The Arrowverse has just concluded its sixth year, and even though the universe keeps growing, the time for them to give their minority women their due has long since passed. And as a DC fan, the Arrowverse is home to some of my most beloved characters, which is why I want them to improve.

The response to shows like The Bold Type, like Killing Eve, like Jane the Virgin and Berlanti’s effort with Salim and Mara Brock Akil, Black Lightning, and countless others show that put minority women in prominent roles is a winning move. It also flies in the face of Hollywood’s idea that all media must have a straight white man at the centre, and that feminism just means a white woman punching things to show she’s tough. And in case you’ve been living under a rock made out of Vibranium, you’d know that from the time Black Panther came out it broke records every time the wind changed, and is now the ninth-highest grossing movie of all time. Media with minority women in prominent roles aren’t only wildly in demand, they’re also extremely profitable, and the Arrowverse shows that suffer from white feminism would do well to create more opportunities for minority women to shine.


Anissa Pierce (Nafessa Williams) is wildly popular as the first Black lesbian superhero on television.

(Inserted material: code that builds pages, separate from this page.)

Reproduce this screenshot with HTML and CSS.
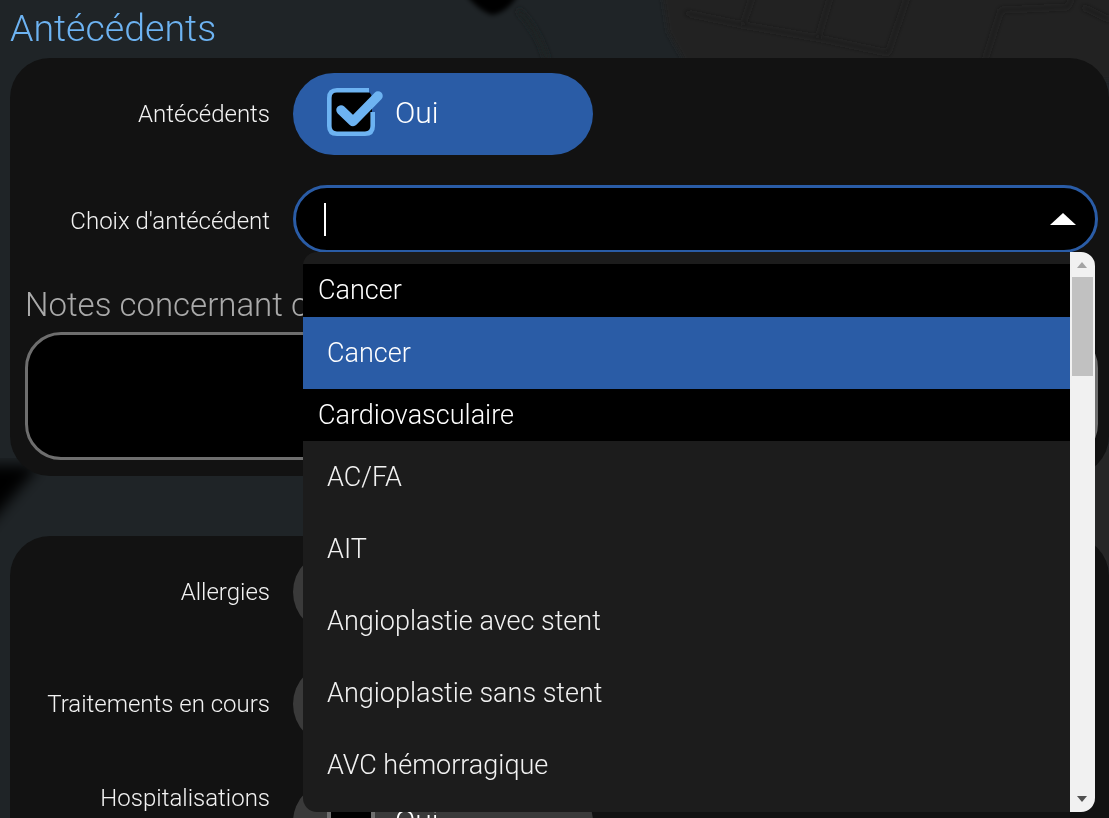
FILE: index.html
```html
<!DOCTYPE html>
<html lang="fr">
  <head>
    <meta charset="UTF-8" />
    <meta name="viewport" content="width=device-width, initial-scale=1.0" />
    <title>Antécédents</title>
    <link rel="stylesheet" href="styles.css">
  </head>
  <body>
    <!-- blurred photo behind the cards -->
    <svg class="backdrop" width="1109" height="818" viewBox="0 0 1109 818" aria-hidden="true">
      <defs>
        <filter id="soft"><feGaussianBlur stdDeviation="2.5" /></filter>
        <filter id="softer"><feGaussianBlur stdDeviation="7" /></filter>
      </defs>
      <rect width="1109" height="818" fill="#1f2427" />
      <path d="M660 -20L1130 -20L1130 80L695 80L668 32Z" fill="#232323" filter="url(#soft)" />
      <path d="M-20 465L40 465L-20 535Z" fill="#060606" filter="url(#softer)" />
      <g filter="url(#soft)">
        <path d="M518 10Q538 30 547 60" stroke="#1d2020" stroke-width="5" fill="none" />
        <path d="M466 -5Q478 10 492 15Q508 12 518 -5Z" fill="#040404" />
        <path d="M686 13L743 25L753 -5M743 25L818 38L831 -5M818 38L888 53L908 -5M985 60L1001 10L1068 7L1073 -5M1083 7L1110 20"
          stroke="#1e1e1e" stroke-width="2.5" fill="none" />
        <path d="M1092 462L1115 440L1115 575L1092 550Z" fill="#282525" />
      </g>
    </svg>

    <div class="page">
      <h2 class="page-title">Antécédents</h2>

      <section class="card">
        <div class="row">
          <label class="row-label">Antécédents</label>
          <div class="toggle toggle-on">
            <svg class="check-icon" width="60" height="48" viewBox="0 0 60 48">
              <rect x="3" y="3" width="42" height="42" rx="7" fill="#000" />
              <path d="M42 2.3L10 2.3Q2.3 2.3 2.3 10L2.3 38Q2.3 45.7 10 45.7L38 45.7Q45.7 45.7 45.7 38L45.7 24" fill="none" stroke="#6db3f2" stroke-width="4.6" />
              <path d="M14 22L26 33.5L51 8" fill="none" stroke="#6db3f2" stroke-width="9.5" stroke-linecap="round" stroke-linejoin="round" />
            </svg>
            <span class="toggle-text">Oui</span>
          </div>
        </div>

        <div class="row">
          <label class="row-label row-label-low">Choix d'antécédent</label>
          <div class="select">
            <span class="caret"></span>
            <span class="select-arrow"></span>
          </div>
        </div>

        <div class="notes">
          <label class="notes-label">Notes concernant ces antécédents</label>
          <div class="notes-box"></div>
        </div>
      </section>

      <section class="card card-second">
        <div class="row">
          <label class="row-label">Allergies</label>
          <div class="toggle">
            <span class="empty-box"></span>
            <span class="toggle-text">Oui</span>
          </div>
        </div>
        <div class="row">
          <label class="row-label">Traitements en cours</label>
          <div class="toggle">
            <span class="empty-box"></span>
            <span class="toggle-text">Oui</span>
          </div>
        </div>
        <div class="row row-top">
          <label class="row-label">Hospitalisations</label>
          <div class="toggle">
            <span class="empty-box"></span>
            <span class="toggle-text">Oui</span>
          </div>
        </div>
      </section>
    </div>

    <div class="dropdown">
      <ul class="dropdown-list">
        <li class="group">Cancer</li>
        <li class="option selected">Cancer</li>
        <li class="group">Cardiovasculaire</li>
        <li class="option">AC/FA</li>
        <li class="option">AIT</li>
        <li class="option">Angioplastie avec stent</li>
        <li class="option">Angioplastie sans stent</li>
        <li class="option">AVC hémorragique</li>
        <li class="option">AVC ischémique</li>
      </ul>
      <div class="scrollbar">
        <span class="scroll-up"></span>
        <span class="scroll-thumb"></span>
        <span class="scroll-down"></span>
      </div>
    </div>
  </body>
</html>
```

FILE: styles.css
```css
/* Basic Reset */
* {
  margin: 0;
  padding: 0;
  box-sizing: border-box;
}

html {
  overflow: hidden;
}

body {
  height: 818px;
  overflow: hidden;
  background-color: #1f2427;
  font-family: "Roboto", "Liberation Sans", sans-serif;
  font-weight: 300;
  color: #fff;
}

.backdrop {
  position: fixed;
  top: 0;
  left: 0;
  z-index: -1;
}

.page {
  padding-left: 10px;
}

.page-title {
  height: 58px;
  padding-top: 7px;
  font-size: 37.5px;
  line-height: 42px;
  font-weight: 300;
  color: #6db3f2;
}

/* Cards */
.card {
  width: 1099px;
  padding: 15px 11px 16px 15px;
  background-color: #121212;
  border-radius: 40px;
}

.card-second {
  margin-top: 60px;
}

.row {
  display: flex;
  align-items: center;
  min-height: 68px;
  margin-bottom: 30px;
  margin-left: -15px;
}

.row-top {
  align-items: flex-start;
  margin-top: 36px;
}

.row-top .row-label {
  padding-top: 2px;
}

.row-label {
  width: 260px;
  margin-right: 23px;
  text-align: right;
  font-size: 24px;
  line-height: 30px;
  color: #f2f2f2;
}

.row-label-low {
  padding-top: 3px;
}

/* Yes/no pill */
.toggle {
  display: flex;
  align-items: center;
  width: 300px;
  height: 82px;
  padding-left: 34px;
  border-radius: 41px;
  background-color: #3a3a3a;
  font-size: 30px;
}

.toggle-on {
  background-color: #2a5ca6;
}

.toggle-text {
  padding-bottom: 3px;
}

.check-icon {
  margin-right: 8px;
  margin-bottom: 5px;
}

.empty-box {
  width: 48px;
  height: 47px;
  margin-right: 20px;
  margin-bottom: 5px;
  background-color: #000;
  border: 4px solid #6e6e6e;
  border-radius: 8px;
}

/* Select */
.select {
  display: flex;
  align-items: center;
  justify-content: space-between;
  width: 805px;
  height: 68px;
  padding: 0 19px 0 28px;
  background-color: #000;
  border: 3px solid #2a5ca6;
  border-radius: 34px;
}

.caret {
  width: 2px;
  height: 33px;
  background-color: #fff;
}

.select-arrow {
  width: 0;
  height: 0;
  border-left: 13px solid transparent;
  border-right: 13px solid transparent;
  border-bottom: 12px solid #fff;
}

/* Notes */
.notes-label {
  display: block;
  height: 49px;
  font-size: 33px;
  line-height: 44px;
  color: #aaa;
  white-space: nowrap;
}

.notes-box {
  height: 128px;
  background-color: #000;
  border: 3px solid #6e6e6e;
  border-radius: 36px;
}

/* Dropdown opened over the form */
.dropdown {
  position: absolute;
  top: 252px;
  left: 303px;
  display: flex;
  width: 792px;
  height: 560px;
  overflow: hidden;
  background-color: #1c1c1c;
  border-radius: 14px;
}

.dropdown-list {
  flex: 1;
  padding-top: 12px;
  list-style: none;
}

.group {
  height: 52px;
  padding: 8px 15px 0;
  background-color: #000;
  font-size: 27px;
  line-height: 36px;
}

.group:first-child {
  height: 53px;
}

.option {
  height: 72px;
  padding-left: 24px;
  font-size: 27px;
  line-height: 72px;
  color: #f2f2f2;
}

.option.selected {
  background-color: #2a5ca6;
  color: #fff;
}

/* Scrollbar */
.scrollbar {
  position: relative;
  width: 25px;
  background-color: #f1f1f1;
}

.scroll-thumb {
  position: absolute;
  top: 25px;
  left: 2px;
  width: 21px;
  height: 99px;
  background-color: #c1c1c1;
}

.scroll-up,
.scroll-down {
  position: absolute;
  left: 7px;
  width: 0;
  height: 0;
  border-left: 5.5px solid transparent;
  border-right: 5.5px solid transparent;
}

.scroll-up {
  top: 10px;
  border-bottom: 6px solid #a3a3a3;
}

.scroll-down {
  bottom: 10px;
  border-top: 6px solid #505050;
}
```
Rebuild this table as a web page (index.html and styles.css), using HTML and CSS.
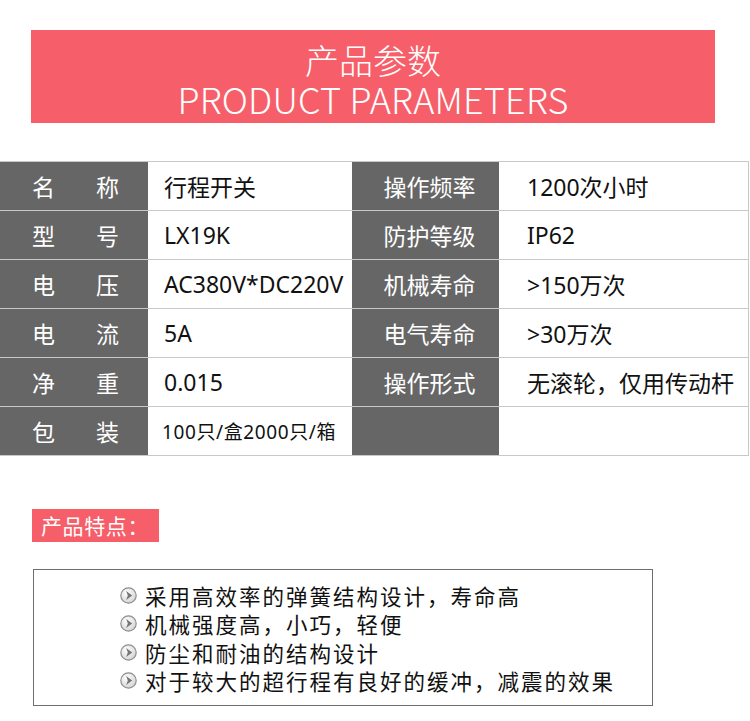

Whenever they sidestep or erase their struggles on shows that purport to be feminist, whenever they whitewash their stories, whenever they reduce them to Mammies to white women while affording them little emotional support, they’re letting their minority women down. The fact of the matter is, if you want the praise for being a diverse show, you have a responsibility to do the work to make sure it’s inclusivity, not tokenism. Minority women have watched white feminism work in media for centuries, and even though the scale still imbalanced, we don’t have to suffer through mediocre representation anymore. There’s more media available that represent the women who look like us; if we feel that they’re being disrespected on your show we will, quite simply, take our views elsewhere.





As a great woman once said, our persuasion can build a nation, so it’s time to give these women a chance to run the world for a change.